When Ajay Reddy visited Khajuraho in 2012, all he did was book himself a one-way ticket. “We (he was with a friend) hopped onto a train and just went there—no return ticket, no reservations.”
After sightseeing and lunch at a local hotel, they managed a ticket and got back on a train and slept through dinner. When they woke up late at night, they were famished. But there was nothing to eat. “The coach attendant offered to share his dinner with us,” Reddy said.
Travelling off the beaten track is something the former electrical engineer and founder of goUNESCO has always enjoyed.
In 2012, Reddy tried to go on an auto-rickshaw ride along the east coast of India. “That came very close to fruition but the sponsor pulled out at the last minute,” said the 32-year-old.
Around this time, a tweet by Pallavi Sawant, asked him how many UNESCO World Heritage Sites (WHS) in India he had been to. “I didn’t know her back then. I just stumbled across her Twitter feed,” he said, adding that much to his dismay he could not recognize even half those 28 places (today there are 32 WHS).
It was then that he decided to make that his project for 2012—travelling to all those World Heritage Sites. He went on to visit 9-10 that year itself and at last count has visited 15. “I’m travelling less after GoUNESCO kicked off,” he said, a trifle ruefully. When he started that year was to focus on his own personal travel goals. “I told my friends about it and a few said they were interested in travelling too,” said Reddy. So he decided to make it more fun by starting a common blog to record the journeys.
Also, he was working on the gamification of travel at a mobile start-up back then. “You were getting points for every check-in at a different place. So I decided to do something similar here.”
Today, goUNESCO is a broad umbrella of initiatives which include online travel challenges, student programmes, heritage runs and social media campaigns—all aimed at making heritage more accessible.
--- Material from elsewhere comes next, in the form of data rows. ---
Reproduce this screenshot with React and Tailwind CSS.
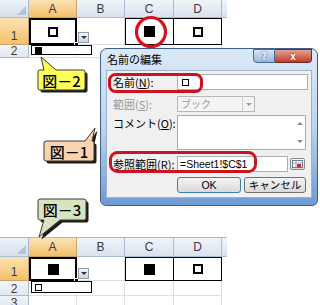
import React from "react";

const CJK = "font-['Noto_Sans_CJK_JP',sans-serif]";

function Hollow({ small }) {
  return small ? (
    <div className="w-[7px] h-[7px] border border-black" />
  ) : (
    <div className="w-[10px] h-[10px] border-2 border-black" />
  );
}
function Filled({ small }) {
  return small ? (
    <div className="w-[7px] h-[7px] bg-black" />
  ) : (
    <div className="w-[11px] h-[11px] bg-black" />
  );
}

function HeadCell({ w, label, sel }) {
  return (
    <div
      className={
        (sel
          ? "bg-linear-to-b from-[#fbe3b4] to-[#f4c06a] border-[#c9a467] "
          : "bg-linear-to-b from-[#f1f5fa] to-[#d9e2ee] border-[#a9bbd0] ") +
        w +
        " h-full border-r border-b flex items-center justify-center text-[12px] text-[#3b3b3b] leading-none"
      }
    >
      {label}
    </div>
  );
}

function Sheet({ bottom }) {
  const headerH = bottom ? "h-[19px]" : "h-[18px]";
  const r1H = bottom ? "h-[24px]" : "h-[27px]";
  const r2H = bottom ? "h-[15px]" : "h-[13px]";
  const grid = "border-r border-b border-[#dcdfe3] h-full";
  return (
    <div className={bottom ? "flex flex-col w-[227px] border-t border-[#a9b8c9]" : "flex flex-col w-[227px]"}>
      {/* header */}
      <div className={"flex " + headerH}>
        <div className="relative w-[29px] h-full bg-linear-to-b from-[#eef2f8] to-[#d7e0ec] border-r border-b border-[#a9bbd0]">
          <div className="absolute right-[2px] bottom-[2px] w-0 h-0 border-l-[9px] border-l-transparent border-b-[9px] border-b-[#b3c2d4]" />
        </div>
        <HeadCell w="w-[48px]" label="A" sel />
        <HeadCell w="w-[48px]" label="B" />
        <HeadCell w="w-[49px]" label="C" />
        <HeadCell w="w-[48px]" label="D" />
        <div className="w-[5px] h-full bg-linear-to-b from-[#f1f5fa] to-[#d9e2ee] border-b border-[#a9bbd0]" />
      </div>
      {/* row 1 */}
      <div className={"relative flex " + r1H}>
        <div className="w-[29px] h-full bg-linear-to-b from-[#fbe3b4] to-[#f4c06a] border-r border-b border-[#c9a467] flex items-end justify-center pb-[2px] text-[12px] text-[#3b3b3b] leading-none">
          1
        </div>
        <div className="relative w-[48px] h-full border-2 border-black flex items-center justify-center bg-white">
          {bottom ? <Filled /> : <Hollow />}
          <div className="absolute right-[-4px] bottom-[-4px] w-[5px] h-[5px] bg-black border border-white" />
        </div>
        <div className={"w-[48px] " + grid} />
        <div className="w-[49px] h-full border border-black flex items-center justify-center">
          <Filled />
        </div>
        <div className="w-[48px] h-full border-y border-r border-black flex items-center justify-center">
          <Hollow />
        </div>
        <div className="absolute left-[78px] bottom-[2px] w-[11px] h-[11px] border border-[#8e9cb0] bg-linear-to-b from-[#f4f6f9] to-[#cdd5e0] flex items-center justify-center">
          <div className="w-0 h-0 border-l-[3px] border-r-[3px] border-t-[3px] border-l-transparent border-r-transparent border-t-[#333]" />
        </div>
      </div>
      {/* row 2 */}
      <div className={"relative flex " + r2H}>
        <div className="w-[29px] h-full bg-linear-to-b from-[#f1f5fa] to-[#e2e9f2] border-r border-b border-[#a9bbd0] flex items-end justify-center text-[12px] text-[#3b3b3b] leading-none">
          2
        </div>
        <div className={"w-[48px] " + grid} />
        <div className={"w-[48px] " + grid} />
        <div className={"w-[49px] " + grid} />
        <div className={"w-[48px] " + grid} />
        <div className={bottom ? "absolute left-[31px] top-0 w-[61px] h-[12px] border border-black bg-white flex items-center pl-[3px]" : "absolute left-[31px] top-0 w-[61px] h-[10px] border border-black bg-white flex items-center pl-[3px]"}>
          {bottom ? <Hollow small /> : <Filled small />}
        </div>
      </div>
      {bottom && (
        <div className="flex h-[10px]">
          <div className="w-[29px] h-full bg-linear-to-b from-[#f1f5fa] to-[#e2e9f2] border-r border-[#a9bbd0] flex items-start justify-center text-[12px] text-[#3b3b3b] leading-[14px] overflow-hidden">
            3
          </div>
          <div className="w-[48px] h-full border-r border-[#dcdfe3]" />
          <div className="w-[48px] h-full border-r border-[#dcdfe3]" />
          <div className="w-[49px] h-full border-r border-[#dcdfe3]" />
          <div className="w-[48px] h-full border-r border-[#dcdfe3]" />
        </div>
      )}
    </div>
  );
}

function Label({ children, grey }) {
  return (
    <div className={"w-[70px] pl-[6px] text-[11px] leading-[16px] whitespace-nowrap " + (grey ? "text-[#9a9a9a]" : "text-black")}>
      {children}
    </div>
  );
}

function Dialog() {
  return (
    <div className={"absolute left-[100px] top-[48px] w-[218px] h-[158px] rounded-t-[7px] rounded-b-[6px] border border-[#3f5f86] bg-linear-to-b from-[#dbe9f7] via-[#bcd4ee] to-[#6f9bd2] flex flex-col " + CJK}>
      <div className="relative h-[21px] flex items-center pl-[6px] text-[11px] text-black">
        名前の編集
        <div className="absolute right-[5px] top-0 flex">
          <div className="w-[22px] h-[14px] rounded-bl-[4px] border border-[#4a6a92] bg-linear-to-b from-[#d6e5f5] to-[#9ab8dc] flex items-center justify-center text-[10px] font-bold text-white leading-none [text-shadow:0_0_2px_#1e3a5f]">
            ?
          </div>
          <div className="w-[37px] h-[14px] rounded-br-[4px] border border-l-0 border-[#6b2a24] bg-linear-to-b from-[#e6a193] to-[#c0392b] flex items-center justify-center text-[10px] font-bold text-white leading-none [text-shadow:0_0_2px_#5a1410]">
            x
          </div>
        </div>
      </div>
      <div className="mx-[5px] h-[128px] bg-[#f0f0f0] border border-[#9db1ca] pt-[3px] flex flex-col">
        <div className="flex items-center h-[16px]">
          <Label>名前(<span className="underline">N</span>):</Label>
          <div className="w-[131px] h-[16px] bg-white border border-[#abadb3] flex items-center pl-[4px]">
            <Hollow small />
          </div>
        </div>
        <div className="flex items-center h-[16px] mt-[6px]">
          <Label grey>範囲(<span className="underline">S</span>):</Label>
          <div className="w-[78px] h-[16px] bg-[#f4f4f4] border border-[#b5b9bd] flex items-center text-[10px] text-[#9a9a9a]">
            <span className="flex-1 pl-[3px] leading-none">ブック</span>
            <div className="w-[12px] h-full border-l border-[#d0d0d0] flex items-center justify-center">
              <div className="w-0 h-0 border-l-[3px] border-r-[3px] border-t-[3px] border-l-transparent border-r-transparent border-t-[#9a9a9a]" />
            </div>
          </div>
        </div>
        <div className="flex items-start h-[35px] mt-[3px]">
          <Label>コメント(<span className="underline">O</span>):</Label>
          <div className="w-[129px] h-[35px] bg-white border border-[#abadb3] flex justify-end">
            <div className="w-[11px] h-full flex flex-col items-center justify-between py-[6px]">
              <div className="w-0 h-0 border-l-[3px] border-r-[3px] border-b-[3px] border-l-transparent border-r-transparent border-b-[#8a8a8a]" />
              <div className="w-0 h-0 border-l-[3px] border-r-[3px] border-t-[3px] border-l-transparent border-r-transparent border-t-[#8a8a8a]" />
            </div>
          </div>
        </div>
        <div className="flex items-center h-[16px] mt-[6px]">
          <Label>参照範囲(<span className="underline">R</span>):</Label>
          <div className="w-[111px] h-[16px] bg-white border border-[#abadb3] flex items-center pl-[2px] text-[10.5px] leading-none font-['Liberation_Sans',sans-serif] text-black">
            =Sheet1!$C$1
          </div>
          <div className="ml-[2px] w-[15px] h-[12px] border border-[#8a8a8a] rounded-[2px] bg-linear-to-b from-[#fafafa] to-[#dcdcdc] flex items-center justify-center">
            <svg width="11" height="8" viewBox="0 0 11 8">
              <rect x="0.5" y="0.5" width="10" height="7" fill="#fff" stroke="#6a7a90" />
              <line x1="0.5" y1="3" x2="10.5" y2="3" stroke="#9aa8b8" />
              <line x1="4" y1="0.5" x2="4" y2="7.5" stroke="#9aa8b8" />
              <rect x="5" y="4" width="4" height="3" fill="#d6202a" />
            </svg>
          </div>
        </div>
        <div className="flex items-center h-[16px] mt-[5px]">
          <div className="w-[70px]" />
          <div className="w-[64px] h-[16px] rounded-[3px] border border-[#3c7fb1] bg-linear-to-b from-[#f4f4f4] to-[#d9d9d9] flex items-center justify-center text-[10.5px] leading-none font-['Liberation_Sans',sans-serif] text-black">
            OK
          </div>
          <div className="ml-[3px] w-[62px] h-[16px] rounded-[3px] border border-[#707070] bg-linear-to-b from-[#f4f4f4] to-[#d9d9d9] flex items-center justify-center text-[10.5px] leading-none text-black">
            キャンセル
          </div>
        </div>
      </div>
    </div>
  );
}

function Callouts() {
  const stroke = "#3a3a3a";
  const p2 = "M40,70 L44,70 L41,57 L56,70 L83,70 Q85,70 85,72 L85,88 Q85,90 83,90 L40,90 Q38,90 38,88 L38,72 Q38,70 40,70 Z";
  const p1 = "M46,141 L85,141 L95,128 L92,141 L92,141 Q94,141 94,143 L94,159 Q94,161 92,161 L46,161 Q44,161 44,159 L44,143 Q44,141 46,141 Z";
  const p3 = "M40,199 L84,199 Q86,199 86,201 L86,218 Q86,220 84,220 L60,220 L39,237 L44,220 L40,220 Q38,220 38,218 L38,201 Q38,199 40,199 Z";
  return (
    <svg className="absolute left-0 top-0 pointer-events-none" width="320" height="305" viewBox="0 0 320 305">
      <path d={p2} fill="#1c1c1c" transform="translate(2.5,2.5)" />
      <path d={p2} fill="#ffff5a" stroke={stroke} strokeWidth="1" />
      <path d={p1} fill="#1c1c1c" transform="translate(2.5,2.5)" />
      <path d={p1} fill="#fbd3b1" stroke={stroke} strokeWidth="1" />
      <path d={p3} fill="#1c1c1c" transform="translate(2.5,2.5)" />
      <path d={p3} fill="#d7e4bd" stroke={stroke} strokeWidth="1" />
      <circle cx="151" cy="32" r="14.5" fill="none" stroke="#d6121c" strokeWidth="3.2" />
      <rect x="109.5" y="74.5" width="92" height="17" rx="6" fill="none" stroke="#cc1420" strokeWidth="3" />
      <rect x="110.5" y="152.5" width="145" height="19" rx="7" fill="none" stroke="#cc1420" strokeWidth="3" />
    </svg>
  );
}

function CalloutText({ pos, children }) {
  return (
    <div className={"absolute flex items-center justify-center text-[15px] leading-none font-medium text-black " + CJK + " " + pos}>
      {children}
    </div>
  );
}

export default function App() {
  return (
    <div className="relative w-[320px] h-[305px] overflow-hidden bg-white font-['Liberation_Sans',sans-serif]">
      <Sheet />
      <div className="mt-[179px]">
        <Sheet bottom />
      </div>
      <Dialog />
      <Callouts />
      <CalloutText pos="left-[38px] top-[70px] w-[47px] h-[20px]">図－2</CalloutText>
      <CalloutText pos="left-[44px] top-[141px] w-[50px] h-[20px]">図－1</CalloutText>
      <CalloutText pos="left-[38px] top-[199px] w-[48px] h-[21px]">図－3</CalloutText>
    </div>
  );
}
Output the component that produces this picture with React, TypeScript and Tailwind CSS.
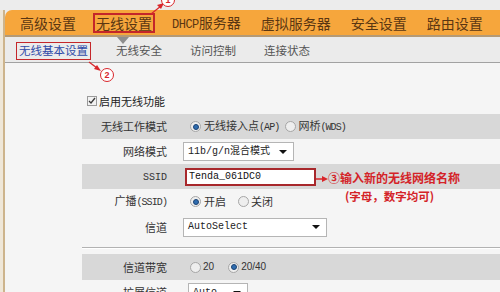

“I do not consider myself a heritage traveller,” he said, and added, “and that is the customer I cater to—someone who doesn’t have an idea of heritage and hasn’t thought about heritage as a vacation plan.” Heritage, Reddy said, “in its broadest definition is something that is handed down from one generation to the other and you want to keep it for the next generation”.
Some of the ideas that have shaped goUNESCO have come in as suggestions or to address a need. For example, their student programme started when a girl from the National Law University near Ahmedabad wrote to Reddy saying she loved the idea but couldn’t afford it.
So, goUNESCO decided to design a programme aimed at students. The site’s six-month-long global outreach programme for students, which was kicked off in January 2014, is now in its fifth session, “We have students in 25 countries over five continents participating,” said Reddy.
Then there are the goUNESCO runs—their only paid initiative “These fun runs at heritage sites finance everything else,” said Reddy, a runner himself, who was part of the starting team of the Hyderabad Marathon when it kicked off five years ago. “There is a culture of people travelling for running so I thought why not at a heritage site,” said Reddy. He moved to Bengaluru that year.
The Go Heritage Runs, which bring together runners from all over the country to heritage sites, building awareness about them and engaging local communities, have been named as the winner of the 2015 Manthan Award in the E-Culture, Heritage and Tourism category.
Niranjan Gopinathan, an avid runner who regularly participates in these heritage runs, said, “You go to places you normally wouldn’t travel and it is a very different experience running through those. Here it isn’t about speed and timing and personal bests; you simply go for the fun of running—and yes, you experience heritage as you run.”
Moe Chiba, section chief and programme specialist for culture, UNESCO, New Delhi, agrees. “More often than not, heritage is guarded by the more conservative experts but Ajay has managed to mobilise the masses by building awareness in a very unique way,” she said, and added, “we are an informal partner in this initiative and help them with contacts and information. We have also given them a small grant for their website.”
While it started as an initiative to explore heritage sites in India, in a year it went global, said Reddy. And he isn’t complaining. “We want goUnesco to be that one thing that is appreciated all over the world and not just India. We want to expand, become profitable enough to hire a bigger team, get some corporate sponsorship. We would like to increase the number of runs and would like to start doing them abroad too—especially in the UK,” he said.
As far as India is concerned, Reddy wants to change the whole conversation around heritage—that it is something that the Archaeological Survey of India (ASI) is the manager of. “ASI is only the caretaker, we are the real owners,” he said.
Mint has a strategic partnership with Digital Empowerment Foundation, which hosts the Manthan and mBillionth awards.